Charles Mudede: Here’s the thing. There was a race, not too long ago, to figure out what human DNA was, to map the human genome, and one of the figures in that race also spent a fortune trying to figure out the “leap” from inanimate substances to animate ones, which is a seemingly tremendous leap. It is such a massive leap: the complexity of bacteria is hard to replicate, even with all the technology that we have. I think a lot about this gulf, and that we can’t really reproduce what we call simple life in the labs because it’s too complicated, and yet we’re talking about consciousness? It does seem that we’re getting close to consciousness, through AI and so on; there are aspects of machine thinking that look familiar. One way of looking at it is to say that what we’re reproducing isn’t consciousness; the other way to look at it is that consciousness isn’t as far advanced as we think, and God and all of those things aren’t as far out as we think. Getting a simple cell to make decisions, to say “I want this sugar instead of that sugar”, maybe that is where the real game is taking place… not with God.
Though, I would also like to say here that, for example, there is a short story which Steven Shapiro talks about it in his book Discognition, which is about a computer that manages a hospital system in the United States.

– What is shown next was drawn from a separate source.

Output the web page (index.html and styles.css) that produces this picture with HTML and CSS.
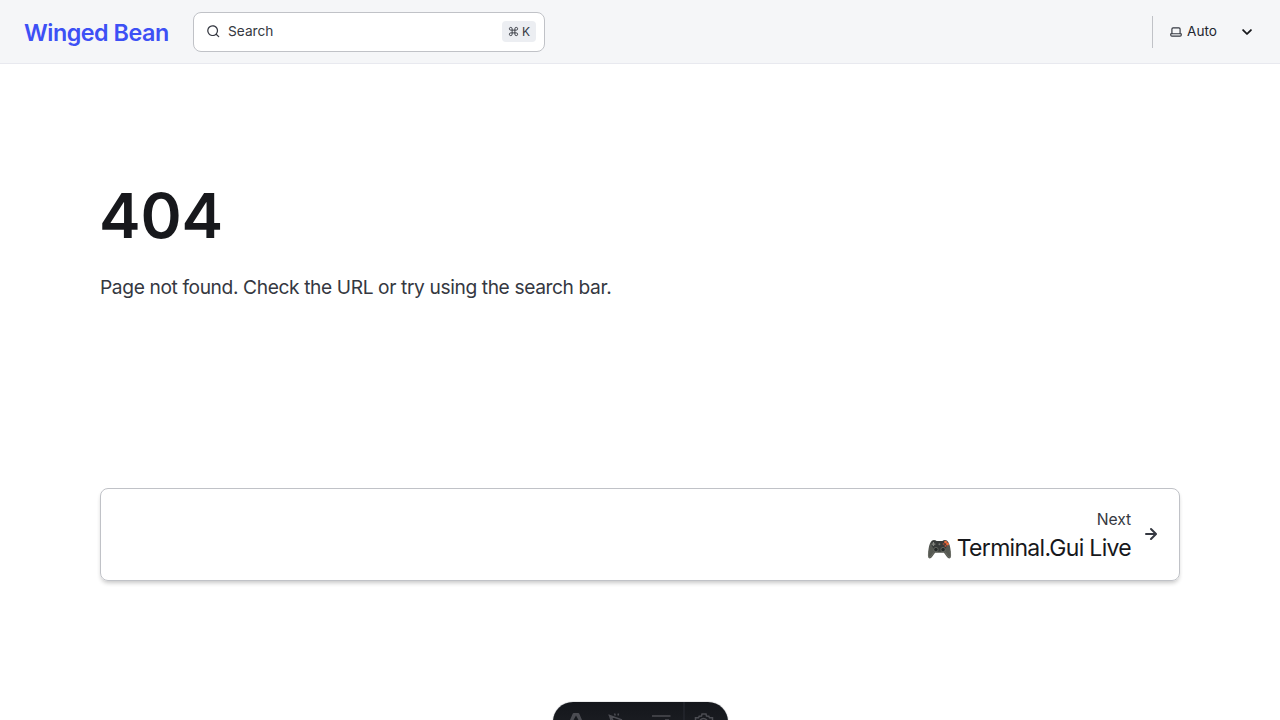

A programmer working on this system realises that this machine achieves some kind of consciousness. They don’t know how it happened, but there is something like consciousness in this system which manages hospital bills and treatments and rote stuff in the health care industry. Somehow, consciousness appears in this system. What is interesting however, is that this consciousness is not like what we have, there is something different about it, as it operates on a different timescale. It sort of flickers in and out. We’re talking about time within the context of our experience, but what this story implies is that consciousness can take different forms. What if consciousness happens under a completely different set of conditions than our experience? Or on different time lengths. We imagine a god that we perceive under our own constraints. Yet, if consciousness or God were to come through different conditions, the result is not going to be exactly what we experience, it could be noticeable, or vaguely recognisable, but it could well be hard for us to identify with it, because it is a consciousness in a completely different state. I ask this as an experiment, why should we always impose the way we experience time on everything? On even other life forms, or artificial intelligence. Culture itself should make us a bit .. suspicious of the nature of the religious instinct, as it can be expressed in so many ways throughout humanity. What would God be to trees? Trees have a different way of thinking than we do, they have a distributed intelligence, impossibly different to an intelligence that is concentrated on a single nervous system—a tree doesn’t have a spine—so perhaps we could think of distributed Gods.